Tuesday, May 14, 2019
Nadia Sawicki has posted to SSRN The Conscience Defense to Malpractice Cases. The abstract provides:
This Article presents the first empirical study of state conscience laws that establish explicit procedural protections for medical providers who refuse to participate in the provision of reproductive health services – including abortion, sterilization, contraception, and emergency contraception.
Scholarship and public debate about law’s role in protecting health care providers’ conscience rights typically focus on who should be protected, what actions should be protected, and whether there should be any limitations on the exercise of conscience rights. This study, conducted in accordance with best methodological practices from the social sciences for policy surveillance and legal mapping, is the first to provide concrete data on the vital but unanswered question of how these laws actually operate – that is, the precise procedural mechanisms by which they protect those who decline to provide medical services that violate their deeply-held conscientious beliefs.
This Article demonstrates that state laws vary dramatically in the types of conscience protections they offer. States may immunize health care providers from a wide range of potential adverse consequences including civil liability, criminal prosecution, professional discipline, employment discrimination, discrimination in education, and denial of public or private funding, among others. Of these, immunity from civil liability is by far the most common procedural protection. In a majority of states, this immunity is absolute – providing no exceptions in cases of malpractice, denial of emergency treatment, or patient death. In practice, these laws eliminate patients’ common law right to recover monetary damages when they suffer physical injury as a result of a health care provider’s conscience-based deviation from the standard of care.

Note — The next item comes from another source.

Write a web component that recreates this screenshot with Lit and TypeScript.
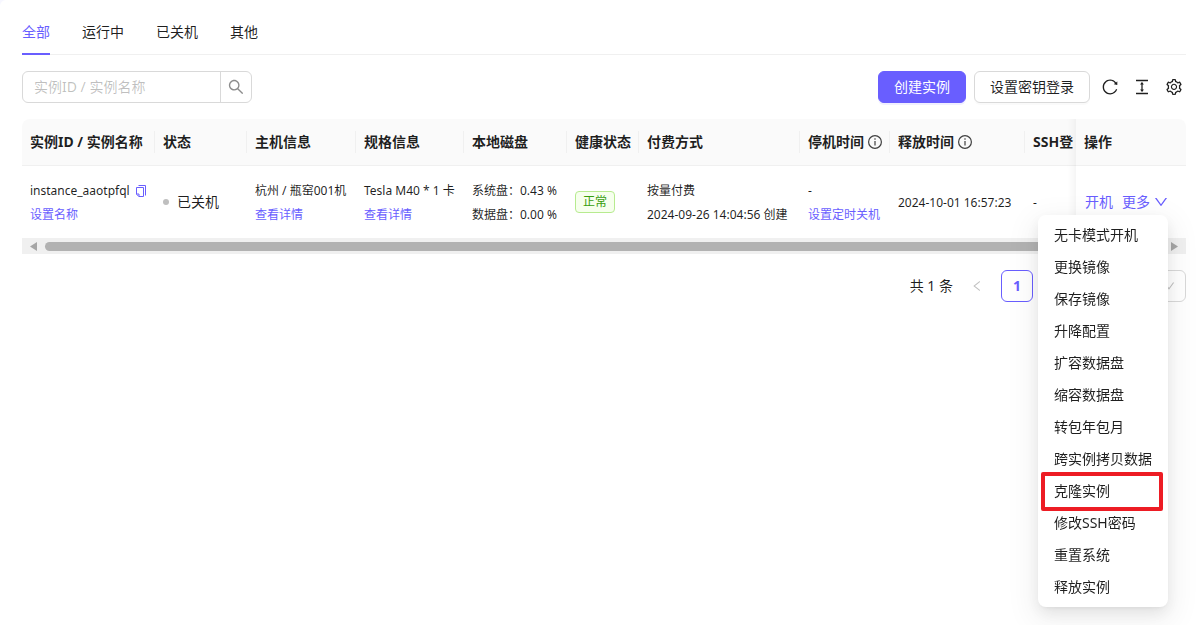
import { LitElement, html, css, svg } from "lit";
import { customElement, state } from "lit/decorators.js";
import { classMap } from "lit/directives/class-map.js";

const PATHS = {
  search:
    "M909.6 854.5L649.9 594.8C690.2 542.7 712 479 712 412c0-80.2-31.3-155.4-87.9-212.1-56.6-56.7-132-87.9-212.1-87.9s-155.5 31.3-212.1 87.9C143.2 256.5 112 331.8 112 412c0 80.1 31.3 155.5 87.9 212.1C256.5 680.8 331.8 712 412 712c67 0 130.6-21.8 182.7-62l259.7 259.6a8.2 8.2 0 0011.6 0l43.6-43.5a8.2 8.2 0 000-11.6zM570.4 570.4C528 612.7 471.8 636 412 636s-116-23.3-158.4-65.6C211.3 528 188 471.8 188 412s23.3-116.1 65.6-158.4C296 211.3 352.2 188 412 188s116.1 23.2 158.4 65.6S636 352.2 636 412s-23.3 116.1-65.6 158.4z",
  reload:
    "M909.1 209.3l-56.4 44.1C775.8 155.1 656.2 92 521.9 92 290 92 102.3 279.5 102 511.5 101.7 743.7 289.8 932 521.9 932c181.3 0 335.8-115 394.6-276.1 1.5-4.2-.7-8.9-4.9-10.3l-56.7-19.5a8 8 0 00-10.1 4.8c-1.8 5-3.8 10-5.9 14.9-17.3 41-42.1 77.8-73.7 109.4A344.77 344.77 0 01655.9 829c-42.3 17.9-87.4 27-133.8 27-46.5 0-91.5-9.1-133.8-27A341.5 341.5 0 01279 755.2a342.16 342.16 0 01-73.7-109.4c-17.9-42.4-27-87.4-27-133.9s9.1-91.5 27-133.9c17.3-41 42.1-77.8 73.7-109.4 31.6-31.6 68.4-56.4 109.3-73.8 42.3-17.9 87.4-27 133.8-27 46.5 0 91.5 9.1 133.8 27a341.5 341.5 0 01109.3 73.8c9.9 9.9 19.2 20.4 27.8 31.4l-60.2 47a8 8 0 003 14.1l175.6 43c5 1.2 9.9-2.6 9.9-7.7l.8-180.9c-.1-6.6-7.8-10.3-13-6.2z",
  density:
    "M840 836H184c-4.4 0-8 3.6-8 8v60c0 4.4 3.6 8 8 8h656c4.4 0 8-3.6 8-8v-60c0-4.4-3.6-8-8-8zm0-724H184c-4.4 0-8 3.6-8 8v60c0 4.4 3.6 8 8 8h656c4.4 0 8-3.6 8-8v-60c0-4.4-3.6-8-8-8zM610.8 378c6 0 9.4-7 5.7-11.7L515.7 238.7a7.14 7.14 0 00-11.3 0L403.6 366.3a7.23 7.23 0 005.7 11.7H476v268h-62.8c-6 0-9.4 7-5.7 11.7l100.8 127.5c2.9 3.7 8.5 3.7 11.3 0l100.8-127.5c3.7-4.7.4-11.7-5.7-11.7H548V378h62.8z",
  setting:
    "M924.8 625.7l-65.5-56c3.1-19 4.7-38.4 4.7-57.8s-1.6-38.8-4.7-57.8l65.5-56a32.03 32.03 0 009.3-35.2l-.9-2.6a443.74 443.74 0 00-79.7-137.9l-1.8-2.1a32.12 32.12 0 00-35.1-9.5l-81.3 28.9c-30-24.6-63.5-44-99.7-57.6l-15.7-85a32.05 32.05 0 00-25.8-25.7l-2.7-.5c-52.1-9.4-106.9-9.4-159 0l-2.7.5a32.05 32.05 0 00-25.8 25.7l-15.8 85.4a351.86 351.86 0 00-99 57.4l-81.9-29.1a32 32 0 00-35.1 9.5l-1.8 2.1a446.02 446.02 0 00-79.7 137.9l-.9 2.6c-4.5 12.5-.8 26.5 9.3 35.2l66.3 56.6c-3.1 18.8-4.6 38-4.6 57.1 0 19.2 1.5 38.4 4.6 57.1L99 625.5a32.03 32.03 0 00-9.3 35.2l.9 2.6c18.1 50.4 44.9 96.9 79.7 137.9l1.8 2.1a32.12 32.12 0 0035.1 9.5l81.9-29.1c29.8 24.5 63.1 43.9 99 57.4l15.8 85.4a32.05 32.05 0 0025.8 25.7l2.7.5a449.4 449.4 0 00159 0l2.7-.5a32.05 32.05 0 0025.8-25.7l15.7-85a350 350 0 0099.7-57.6l81.3 28.9a32 32 0 0035.1-9.5l1.8-2.1c34.8-41.1 61.6-87.5 79.7-137.9l.9-2.6c4.5-12.3.8-26.3-9.3-35zM788.3 465.9c2.5 15.1 3.8 30.6 3.8 46.1s-1.3 31-3.8 46.1l-6.6 40.1 74.7 63.9a370.03 370.03 0 01-42.6 73.6L721 702.8l-31.4 25.8c-23.9 19.6-50.5 35-79.3 45.8l-38.1 14.3-17.9 97a377.5 377.5 0 01-85 0l-17.9-97.2-37.8-14.5c-28.5-10.8-55-26.2-78.7-45.7l-31.4-25.9-93.4 33.2c-17-22.9-31.2-47.6-42.6-73.6l75.5-64.5-6.5-40c-2.4-14.9-3.7-30.3-3.7-45.5 0-15.3 1.2-30.6 3.7-45.5l6.5-40-75.5-64.5c11.3-26.1 25.6-50.7 42.6-73.6l93.4 33.2 31.4-25.9c23.7-19.5 50.2-34.9 78.7-45.7l37.9-14.3 17.9-97.2c28.1-3.2 56.8-3.2 85 0l17.9 97 38.1 14.3c28.7 10.8 55.4 26.2 79.3 45.8l31.4 25.8 92.8-32.9c17 22.9 31.2 47.6 42.6 73.6L781.8 426l6.5 39.9zM512 326c-97.2 0-176 78.8-176 176s78.8 176 176 176 176-78.8 176-176-78.8-176-176-176zm79.2 255.2A111.6 111.6 0 01512 614c-29.9 0-58-11.7-79.2-32.8A111.6 111.6 0 01400 502c0-29.9 11.7-58 32.8-79.2C454 401.6 482.1 390 512 390c29.9 0 58 11.6 79.2 32.8A111.6 111.6 0 01624 502c0 29.9-11.7 58-32.8 79.2z",
  down: "M884 256h-75c-5.1 0-9.9 2.5-12.9 6.6L512 654.2 227.9 262.6c-3-4.1-7.8-6.6-12.9-6.6h-75c-6.5 0-10.3 7.4-6.5 12.7l352.6 486.1c12.8 17.6 39 17.6 51.7 0l352.6-486.1c3.9-5.3.1-12.7-6.4-12.7z",
  left: "M724 218.3V141c0-6.7-7.7-10.4-12.9-6.3L260.3 486.8a31.86 31.86 0 000 50.3l450.8 352.1c5.3 4.1 12.9.4 12.9-6.3v-77.3c0-4.9-2.3-9.6-6.1-12.6l-360-281 360-281.1c3.8-3 6.1-7.7 6.1-12.6z",
  right:
    "M765.7 486.8L314.9 134.7A7.97 7.97 0 00302 141v77.3c0 4.9 2.3 9.6 6.1 12.6l360 281.1-360 281.1c-3.9 3-6.1 7.7-6.1 12.6V883c0 6.7 7.7 10.4 12.9 6.3l450.8-352.1a31.96 31.96 0 000-50.4z",
};

const icon = (name: keyof typeof PATHS, size = 16) => html`<svg
  width=${size}
  height=${size}
  viewBox="64 64 896 896"
  fill="currentColor"
  aria-hidden="true"
>
  ${svg`<path d=${PATHS[name]}></path>`}
</svg>`;

const infoIcon = html`<svg width="14" height="14" viewBox="0 0 14 14" fill="none" stroke="currentColor" aria-hidden="true">
  <circle cx="7" cy="7" r="6.4" stroke-width="1.2"></circle>
  <path d="M7 6v4.5" stroke-width="1.2"></path>
  <circle cx="7" cy="4" r="0.8" fill="currentColor" stroke="none"></circle>
</svg>`;

const copyIcon = html`<svg width="12" height="12" viewBox="0 0 12 12" fill="none" stroke="currentColor" aria-hidden="true">
  <path d="M3.5 0.5H10.5V10.5" stroke-width="1"></path>
  <path d="M1.5 2.5H8.5V11.5H3.8L1.5 9.2Z" stroke-width="1"></path>
  <path d="M1.5 9H4V11.5" stroke-width="1"></path>
</svg>`;

const TABS = ["全部", "运行中", "已关机", "其他"];

const COLUMNS: { title: string; cls: string; info?: boolean }[] = [
  { title: "实例ID / 实例名称", cls: "c-id" },
  { title: "状态", cls: "c-status" },
  { title: "主机信息", cls: "c-host" },
  { title: "规格信息", cls: "c-spec" },
  { title: "本地磁盘", cls: "c-disk" },
  { title: "健康状态", cls: "c-health" },
  { title: "付费方式", cls: "c-pay" },
  { title: "停机时间", cls: "c-stop", info: true },
  { title: "释放时间", cls: "c-release", info: true },
  { title: "SSH登", cls: "c-ssh" },
  { title: "操作", cls: "c-action" },
];

const ACTIONS = [
  "无卡模式开机",
  "更换镜像",
  "保存镜像",
  "升降配置",
  "扩容数据盘",
  "缩容数据盘",
  "转包年包月",
  "跨实例拷贝数据",
  "克隆实例",
  "修改SSH密码",
  "重置系统",
  "释放实例",
];

@customElement("app-root")
export class AppRoot extends LitElement {
  @state() private tab = 0;
  @state() private menuOpen = true;

  static styles = css`
    :host {
      --primary: #695eff;
      --text: rgba(0, 0, 0, 0.88);
      --line: #f0f0f0;
      --border: #d9d9d9;
      display: block;
      min-height: 100vh;
      background: #f7f7ff;
      color: var(--text);
      font: 14px/22px "Noto Sans", "Noto Sans CJK SC", sans-serif;
    }
    * {
      box-sizing: border-box;
    }
    svg {
      display: block;
      flex: none;
    }
    button,
    input,
    select {
      font: inherit;
      color: inherit;
      margin: 0;
    }
    button {
      border: 0;
      padding: 0;
      background: none;
      cursor: pointer;
    }
    a {
      color: var(--primary);
      text-decoration: none;
    }
    .page {
      min-height: 100vh;
      padding: 9px 11px 16px 22px;
      background: #fff;
      border-top-left-radius: 6px;
      display: flex;
      flex-direction: column;
      gap: 16px;
    }
    .tabs {
      display: flex;
      gap: 32px;
      border-bottom: 1px solid var(--line);
    }
    .tab {
      padding: 12px 0 10px;
      margin-bottom: -1px;
      border-bottom: 2px solid transparent;
    }
    .tab.on {
      color: var(--primary);
      border-color: var(--primary);
    }
    .toolbar {
      display: flex;
      align-items: center;
      justify-content: space-between;
    }
    .search {
      display: flex;
      width: 230px;
      height: 32px;
      border: 1px solid var(--border);
      border-radius: 6px;
      overflow: hidden;
    }
    .search input {
      flex: 1;
      min-width: 0;
      border: 0;
      outline: 0;
      padding: 0 11px;
      background: none;
    }
    .search input::placeholder {
      color: rgba(0, 0, 0, 0.25);
    }
    .search button {
      width: 31px;
      display: grid;
      place-items: center;
      border-left: 1px solid var(--border);
      color: rgba(0, 0, 0, 0.45);
    }
    .tools {
      display: flex;
      align-items: center;
      gap: 8px;
    }
    .btn {
      height: 32px;
      padding: 0 15px;
      border: 1px solid var(--border);
      border-radius: 6px;
      background: #fff;
      box-shadow: 0 2px 0 rgba(0, 0, 0, 0.02);
    }
    .btn.primary {
      border-color: var(--primary);
      background: var(--primary);
      color: #fff;
      box-shadow: 0 2px 0 rgba(105, 94, 255, 0.1);
    }
    .icons {
      display: flex;
      gap: 16px;
      padding: 0 4px;
    }
    .table-area {
      position: relative;
    }
    .scroller {
      overflow: hidden;
      border-radius: 8px 8px 0 0;
    }
    table {
      table-layout: fixed;
      width: 1245px;
      min-width: 100%;
      border-collapse: separate;
      border-spacing: 0;
    }
    .c-id {
      width: 133px;
    }
    .c-status {
      width: 92px;
    }
    .c-host {
      width: 109px;
    }
    .c-spec {
      width: 108px;
    }
    .c-disk {
      width: 103px;
    }
    .c-health {
      width: 72px;
    }
    .c-pay {
      width: 161px;
    }
    .c-stop {
      width: 90px;
    }
    .c-release {
      width: 135px;
    }
    .c-ssh {
      width: 132px;
    }
    .c-action {
      width: 110px;
    }
    th {
      height: 47px;
      padding: 0;
      background: #fafafa;
      border-bottom: 1px solid var(--line);
      font-weight: 700;
      text-align: left;
      white-space: nowrap;
    }
    .head {
      display: flex;
      align-items: center;
      gap: 4px;
      padding: 0 8px;
      border-right: 1px solid var(--line);
    }
    .c-action .head,
    .c-ssh .head {
      border-right-color: transparent;
    }
    .head svg {
      color: rgba(0, 0, 0, 0.75);
    }
    td {
      height: 72px;
      padding: 0 8px;
      background: #fff;
      font-size: 12px;
      line-height: 24px;
      white-space: nowrap;
    }
    .text {
      padding-top: 2px;
    }
    .c-action {
      position: sticky;
      right: 0;
      z-index: 1;
    }
    .c-action::before {
      content: "";
      position: absolute;
      top: 0;
      bottom: -1px;
      left: -30px;
      width: 30px;
      box-shadow: inset -10px 0 8px -8px rgba(5, 5, 5, 0.06);
      pointer-events: none;
    }
    .with-icon,
    .status,
    .ops,
    .more {
      display: flex;
      align-items: center;
    }
    .with-icon {
      gap: 5px;
    }
    .with-icon button,
    .more {
      color: var(--primary);
    }
    .status {
      gap: 8px;
      font-size: 14px;
    }
    .dot {
      width: 6px;
      height: 6px;
      border-radius: 50%;
      background: #bfbfbf;
    }
    .tag {
      display: block;
      width: fit-content;
      padding: 0 7px;
      border: 1px solid #b7eb8f;
      border-radius: 4px;
      background: #f6ffed;
      color: #389e0d;
      line-height: 20px;
    }
    .ops {
      gap: 9px;
      padding-left: 1px;
      font-size: 14px;
    }
    .more {
      gap: 4px;
    }
    .bar {
      display: flex;
      align-items: center;
      gap: 8px;
      height: 16px;
      padding: 0 8px;
      background: #f0f0f0;
      color: #a6a6a6;
    }
    .thumb {
      flex: 1;
      margin-right: 58px;
      height: 9px;
      border-radius: 5px;
      background: #b2b2b2;
    }
    .menu {
      position: absolute;
      z-index: 5;
      top: 96px;
      right: 18px;
      margin: 0;
      padding: 4px;
      list-style: none;
      border-radius: 8px;
      background: #fff;
      box-shadow:
        0 6px 16px rgba(0, 0, 0, 0.08),
        0 3px 6px -4px rgba(0, 0, 0, 0.12),
        0 9px 28px 8px rgba(0, 0, 0, 0.05);
    }
    .menu li {
      position: relative;
    }
    .menu button {
      width: 100%;
      height: 32px;
      padding: 0 12px;
      text-align: left;
      white-space: nowrap;
    }
    .menu .marked::after {
      content: "";
      position: absolute;
      inset: -3px 1px -4px -1px;
      border: 4px solid #ed1c24;
      border-radius: 2px;
      pointer-events: none;
    }
    .pager {
      display: flex;
      align-items: center;
      justify-content: flex-end;
      gap: 8px;
    }
    .pager button {
      display: grid;
      place-items: center;
      width: 32px;
      height: 32px;
      border-radius: 6px;
    }
    .pager button:disabled {
      color: rgba(0, 0, 0, 0.25);
    }
    .pager .current {
      border: 1px solid var(--primary);
      color: var(--primary);
      font-weight: 700;
    }
    .size {
      display: grid;
      align-items: center;
      margin-left: 8px;
    }
    .size select {
      grid-area: 1 / 1;
      width: 97px;
      height: 32px;
      padding: 0 11px;
      border: 1px solid var(--border);
      border-radius: 6px;
      background: #fff;
      appearance: none;
    }
    .size svg {
      grid-area: 1 / 1;
      justify-self: end;
      margin-right: 11px;
      color: rgba(0, 0, 0, 0.25);
      pointer-events: none;
    }
  `;

  private renderRow() {
    return html`<tr>
      <td class="text">
        <div class="with-icon">
          <span>instance_aaotpfql</span>
          <button aria-label="复制">${copyIcon}</button>
        </div>
        <a href="#">设置名称</a>
      </td>
      <td>
        <div class="status"><span class="dot"></span>已关机</div>
      </td>
      <td class="text">
        <div>杭州 / 瓶窑001机</div>
        <a href="#">查看详情</a>
      </td>
      <td class="text">
        <div>Tesla M40 * 1 卡</div>
        <a href="#">查看详情</a>
      </td>
      <td class="text">
        <div>系统盘：0.43 %</div>
        <div>数据盘：0.00 %</div>
      </td>
      <td><span class="tag">正常</span></td>
      <td class="text">
        <div>按量付费</div>
        <div>2024-09-26 14:04:56 创建</div>
      </td>
      <td class="text">
        <div>-</div>
        <a href="#">设置定时关机</a>
      </td>
      <td class="text">2024-10-01 16:57:23</td>
      <td class="text">-</td>
      <td class="c-action">
        <div class="ops">
          <a href="#">开机</a>
          <button class="more" aria-expanded=${this.menuOpen} @click=${() => (this.menuOpen = !this.menuOpen)}>
            更多 ${icon("down", 14)}
          </button>
        </div>
      </td>
    </tr>`;
  }

  render() {
    return html`<main class="page">
      <nav class="tabs" role="tablist">
        ${TABS.map(
          (name, i) => html`<button
            role="tab"
            aria-selected=${i === this.tab}
            class=${classMap({ tab: true, on: i === this.tab })}
            @click=${() => (this.tab = i)}
          >
            ${name}
          </button>`,
        )}
      </nav>

      <div class="toolbar">
        <form class="search" @submit=${(e: Event) => e.preventDefault()}>
          <input type="text" aria-label="实例ID / 实例名称" placeholder="实例ID / 实例名称" />
          <button aria-label="搜索">${icon("search")}</button>
        </form>
        <div class="tools">
          <button class="btn primary">创建实例</button>
          <button class="btn">设置密钥登录</button>
          <div class="icons">
            <button aria-label="刷新">${icon("reload")}</button>
            <button aria-label="密度">${icon("density")}</button>
            <button aria-label="列设置">${icon("setting")}</button>
          </div>
        </div>
      </div>

      <section class="table-area">
        <div class="scroller">
          <table>
            <thead>
              <tr>
                ${COLUMNS.map(
                  (c) => html`<th class=${c.cls} scope="col">
                    <div class="head">${c.title}${c.info ? infoIcon : ""}</div>
                  </th>`,
                )}
              </tr>
            </thead>
            <tbody>
              ${this.renderRow()}
            </tbody>
          </table>
        </div>
        <div class="bar" aria-hidden="true">
          <svg width="7" height="9" viewBox="0 0 7 9" fill="currentColor"><path d="M7 0v9L0 4.500z"></path></svg>
          <div class="thumb"></div>
          <svg width="7" height="9" viewBox="0 0 7 9" fill="currentColor"><path d="M0 0v9L7 4.500z"></path></svg>
        </div>
        ${this.menuOpen
          ? html`<ul class="menu">
              ${ACTIONS.map(
                (a) => html`<li class=${classMap({ marked: a === "克隆实例" })}><button>${a}</button></li>`,
              )}
            </ul>`
          : ""}
      </section>

      <div class="pager">
        <span>共 1 条</span>
        <button disabled aria-label="上一页">${icon("left", 12)}</button>
        <button class="current">1</button>
        <button disabled aria-label="下一页">${icon("right", 12)}</button>
        <div class="size">
          <select aria-label="每页条数">
            <option>10 条/页</option>
          </select>
          ${icon("down", 12)}
        </div>
      </div>
    </main>`;
  }
}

While many scholars have examined the impact of conscience laws on patient access to medical care, there has yet been no comprehensive analysis of these laws’ impact on patients’ right to a tort law remedy when they are denied such care. This Article not only raises awareness of the previously-unrecognized breadth of protections established by U.S. conscience law, but also challenges basic assumptions about tort law’s ability to remedy harms suffered by victims of medical malpractice in reproductive health care contexts. These findings create an important opportunity for further policy discussion about the scope of health care conscience laws. This Article highlights opportunities for future research on the question of whether conscience-driven health care providers should be granted legal immunity from all possible adverse consequences of their actions, or whether these protections should be balanced against state interests in ensuring that patients who are injured by provider refusals are not denied opportunities for tort recovery.